Spring 2024 Issue

Navigating EV Infrastructure Ordinances: A Developer’s Guide

By: Ben Crowder
Locating EV charging stations so they’re accessible for all users, including those with disabilities, is an important consideration for property owners and developers. Mad Squid Productions via iStock/Getty Images Plus

It’s possible to comply with regulations while also taking advantage of opportunities that enhance development projects.

Electric vehicles (EVs) have taken center stage as a feasible and eco-friendly means of transportation in today’s growing landscape of environmental sustainability and responsibility. According to PwC research published in September 2022, an estimated 27 million EVs will be on U.S. roads by 2030.

However, as EV use gains momentum, the need becomes critical for accessible and efficient charging infrastructure. According to the same PwC research, the number of charging ports across the country will increase from 4 million to 
a stunning 35 million by 2030.

As a result, property owners and developers nationwide are increasingly being required to include EV parking spaces in their developments. These spots must be “make-ready,” or equipped with the utility infrastructure required for an EV car-charging provider to install charging stations. In New Jersey, for example, the DCA Model Statewide Municipal EV Ordinance requires up to 15% of commercial parking spaces to be designated make-ready, depending on the specific property use.  

It is important to understand the complexity of EV infrastructure codes and how to not only comply with regulations but also take advantage of opportunities that enhance development projects while contributing to a sustainable future. This article offers guidance on becoming acquainted with the various mandates, understanding how to capitalize on existing incentives and using strategic techniques to maximize return on investment.

Strategizing Charging Locations On-site

Complying with these regulations involves more than simply designating parking spaces for make-ready EV charging. It requires strategic planning for the placement of these spaces within the site.

It may be beneficial to locate the charging stations close to the site’s entrance or exit near the street, where they will be most visible and most accessible to users. This allows for rapid entry and exit while reducing the impact on internal circulation. Locating spaces near available utility infrastructure on the property frontage may also be more cost-effective.

On the other hand, developers may consider locating the spaces near the building. Depending on the use, this could be appealing to the tenant, enticing charging station users to buy, eat or explore while their vehicle charges. Grocery stores, for example, ranked fourth for best location for charging stations, according to survey results from the Boston Consulting Group. Survey recipients cited this spot as being ideal due to paying multiple visits to the store per week and spending enough time shopping to get a substantial EV charge by the time they finished.  
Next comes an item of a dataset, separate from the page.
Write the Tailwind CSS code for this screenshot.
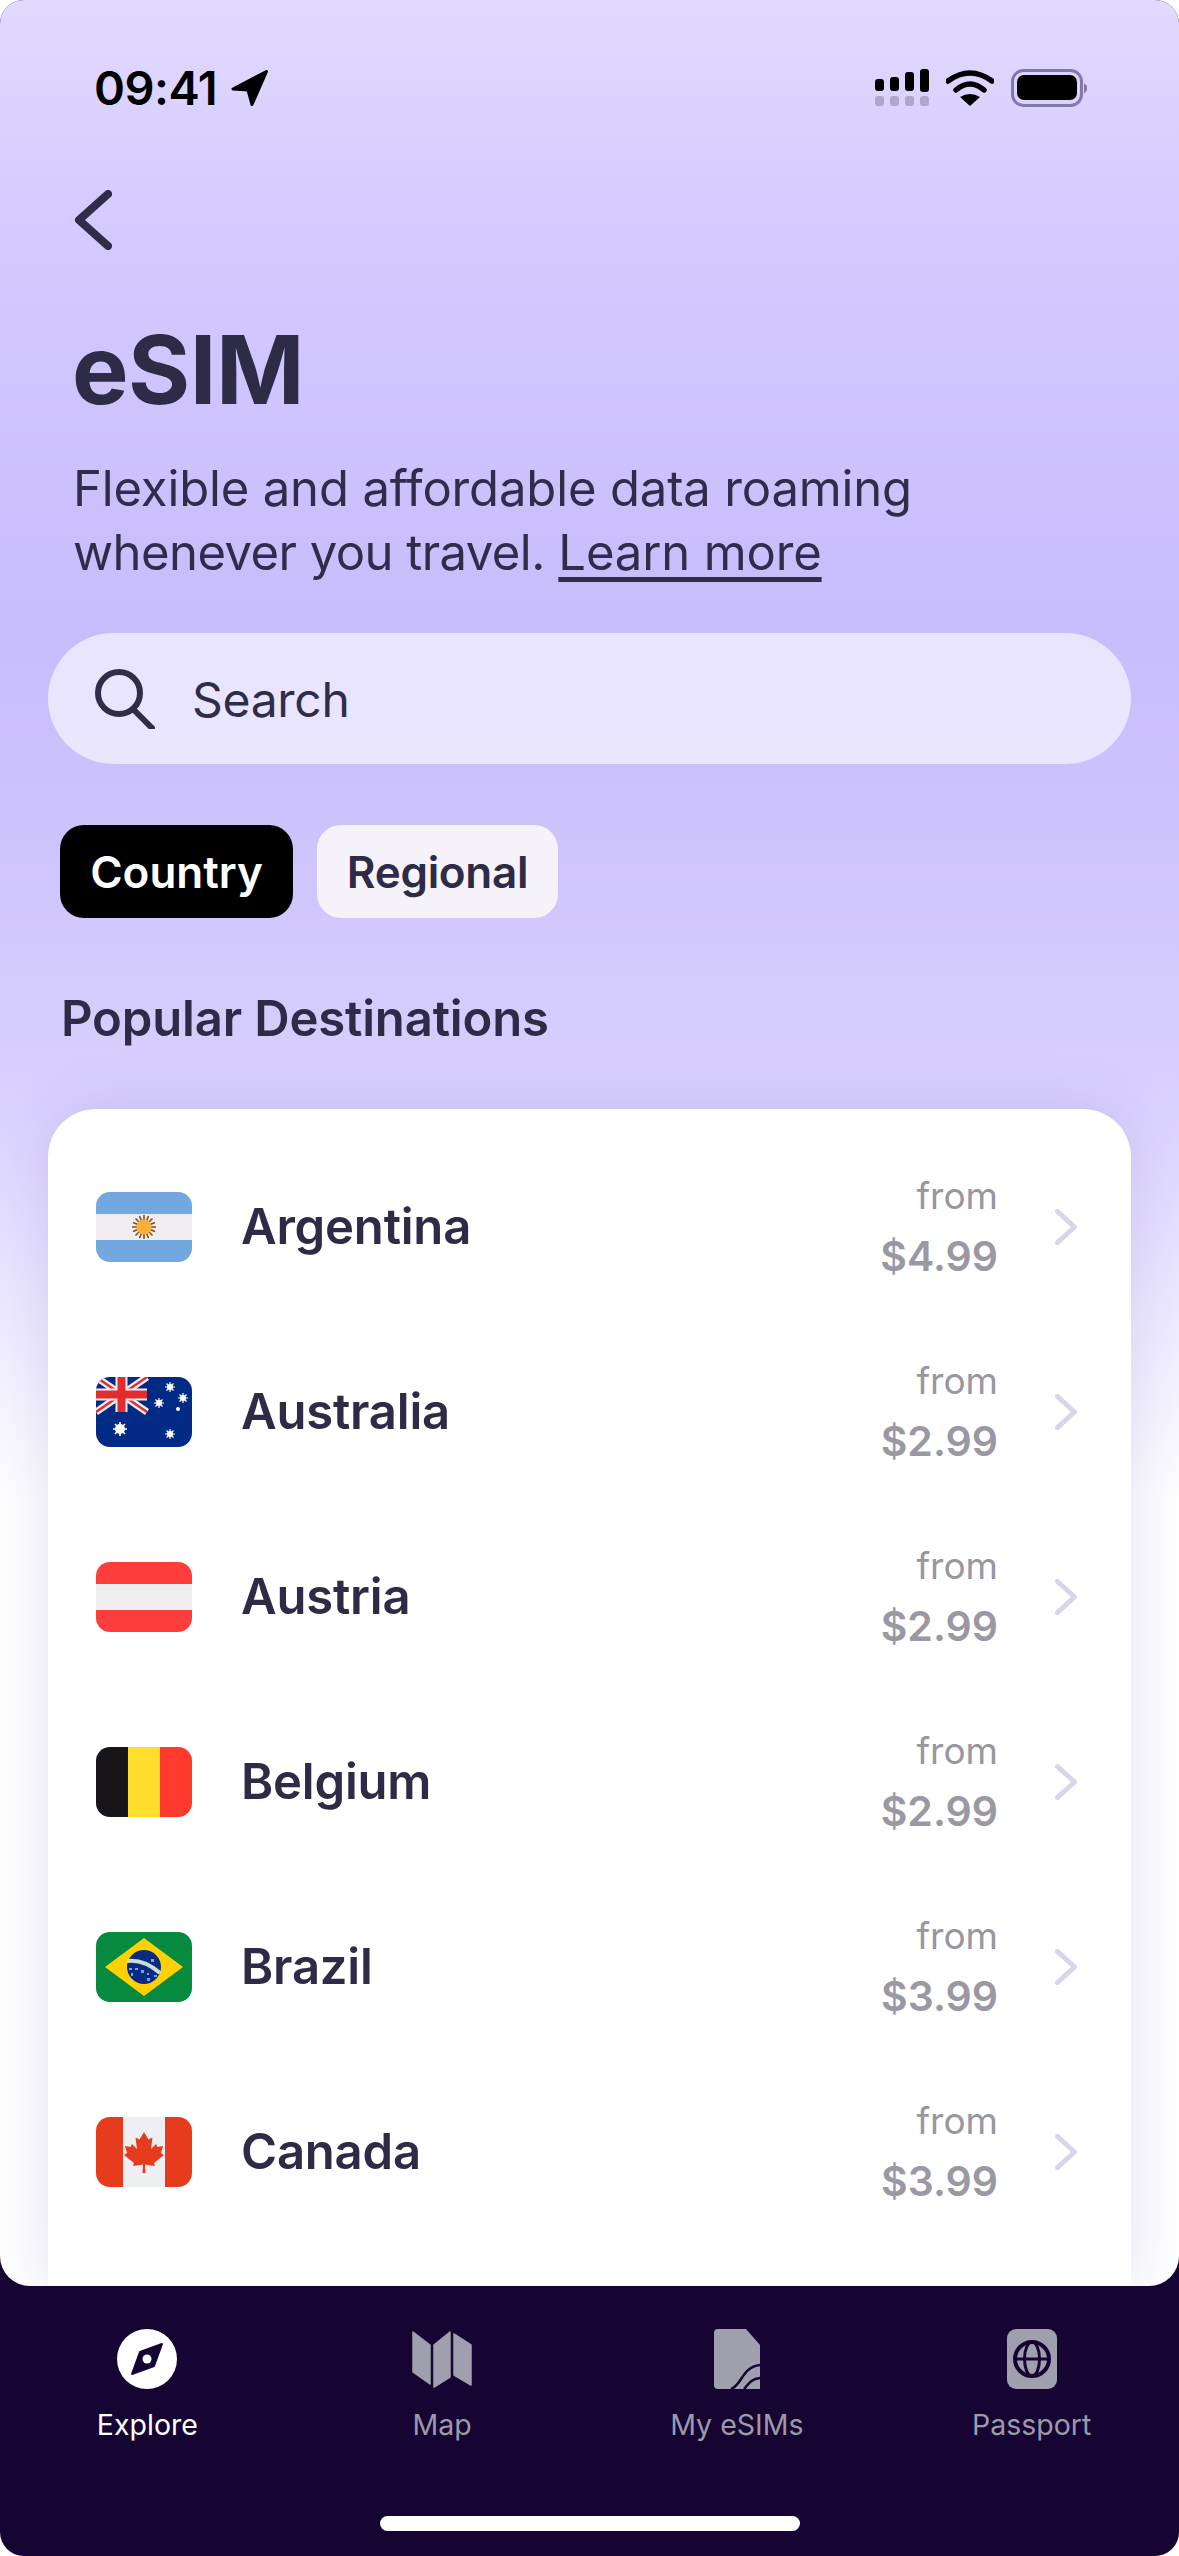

Work with your design team to find the best location for EV charging spaces based on the unique operations of the facility or center. Consider factors such as proximity to main entrances, ample signal strength for a smartphone to connect with the charger, availability of parking spaces, and accessibility for all users, including those with disabilities. Additionally, conducting a thorough analysis of customer behavior and preferences can identify areas within the development that experience high foot traffic, thus making them ideal for installing EV charging stations.

Leveraging the Benefits

Compliance and strategy are not the sole considerations. There is also the prospect of increasing the value of your property, leveraging zoning benefits and taking advantage of federal funding.

Zoning relief: In some instances, the EV spaces provided will allow the project to meet code requirements even if the physical space count is lower than required. Depending on the site, EV make-ready spaces can count for twice the space count, up to 10% of the zoning requirement. This means that a developer with a property with insufficient parking may be able to avoid a parking variance.

Hands-off installation and maintenance: Once the EV parking spaces are approved and make-ready, the developer or owner may choose to self-operate or lease these spaces to one of the many car-charging-station providers in the market. There are many providers and agreement options, including a completely hands-off approach in which the vendor manages all installation and maintenance of the charging stations.

Phased buildout: EV charging stations generally do not have to be installed all at once. In New Jersey, for example, a phased build and installation of charging stations over a defined timeline — two to five years — is recommended. This method allows for the installation of charging stations to coincide with market demand while maintaining essential utility infrastructure.

Federal funding: The Infrastructure Investment and Jobs Act invests $7.5 billion toward EV charging. This includes the $5 billion National Electric Vehicle Infrastructure Formula Program and the $2.5 billion Charging and Fueling Infrastructure Discretionary Grant Program. Furthermore, the Inflation Reduction Act has been amended to cover EV charging infrastructure installed through Dec. 31, 2032, making it eligible for a tax credit of up to $100,000.

Moving Forward With EV Infrastructure

The legislation and available funding for EV infrastructure is complex and varies by state and municipality. Engage a knowledgeable and experienced land development consultant to assist your team in assessing potential impacts to site layout and design, strategizing the best location for designated EV charging stations, and maximizing any available benefits — particularly those related to zoning and parking ratios. 

Ben Crowder, PE, is principal and branch manager for Bohler’s Ridgewood, New Jersey, office.